DI53A-4358:
Ultra Low Velocity Zone existence in the high shear velocity region beneath Cocos Plate, Central America, and the Caribbean

Friday, 19 December 2014
Shule Yu, Edward Garnero, Sang-Heon Dan Shim and Chunpeng Zhao, Arizona State University, Tempe, AZ, United States
Abstract:
The lowermost mantle beneath subduction is typically characterized by higher than average shear wave speeds, often with the presence of one or more D” discontinuities. These regions are considered the cooler parts of the convective cycle, in contrast to warmer zones of convective return flow, namely, the vicinity of large low shear velocity provinces (LLSVPs). Ultra-low velocity zones (ULVZs) have been long characterized as related to elevated temperature (and/or chemistry) of LLSVP regions. However, some past work has suggested evidence for ULVZ in the presumed cooler regions. In this study we investigate the region beneath the Cocos Plate, Central America, and the Carribbean for ULVZ using high quality broadband Transportable Array data from EarthScope’s USArray for the presence of ULVZs.
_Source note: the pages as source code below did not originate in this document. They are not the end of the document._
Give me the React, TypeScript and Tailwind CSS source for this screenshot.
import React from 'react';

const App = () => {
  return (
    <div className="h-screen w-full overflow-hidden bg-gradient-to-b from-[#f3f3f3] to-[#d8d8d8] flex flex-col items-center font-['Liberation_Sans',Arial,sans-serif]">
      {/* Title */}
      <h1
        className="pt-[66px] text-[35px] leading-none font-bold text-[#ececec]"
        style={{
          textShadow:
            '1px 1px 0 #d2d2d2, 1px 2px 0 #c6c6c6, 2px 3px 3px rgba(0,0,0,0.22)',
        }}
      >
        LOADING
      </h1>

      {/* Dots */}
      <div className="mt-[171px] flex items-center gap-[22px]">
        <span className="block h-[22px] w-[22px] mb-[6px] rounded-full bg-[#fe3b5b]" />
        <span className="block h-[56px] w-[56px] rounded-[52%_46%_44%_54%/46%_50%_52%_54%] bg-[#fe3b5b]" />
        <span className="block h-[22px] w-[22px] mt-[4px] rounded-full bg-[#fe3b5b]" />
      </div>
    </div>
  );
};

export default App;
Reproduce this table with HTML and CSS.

We utilize an ScS-stripping technique that combines a precursor and postcursor to ScS that arise from ULVZ structure, if present. The precursor is a reflection off the top of the ULVZ, while the postcursor is a core-reflection with an added reverberation between the ULVZ top and the core-mantle boundary (CMB). We collected data from deep South American earthquakes recorded in North America and stack data in geographic bins. We find clear evidence for a ULVZ beneath the Gulf of Mexico, but the rest of the study area appears to lack any significant structure. The structure we find is of the order of 100 km wide. The ULVZ properties will be constrained by comparison to predictions from synthetic seismograms.

We explore hypotheses for the origin of a ULVZ in a high shear velocity region. These include mineralogical heterogeneities that convective currents have collected; notable possibilities are accumulated melts from subducted materials, such as ocean crust basalts and banded-iron formation. If water can be transported by subducted slabs to the deep mantle, it can significantly decrease the melting temperature of mantle materials and cause such anomalies. A ULVZ a relatively cold region of the mantle can also be related to products from chemical reactions between the mantle and the core. If ULVZs found in and near LLSVPs are of the same origin as the one found here, then there is the suggestion that convective processes bring material collected outside the LLSVP towards the warmer zones.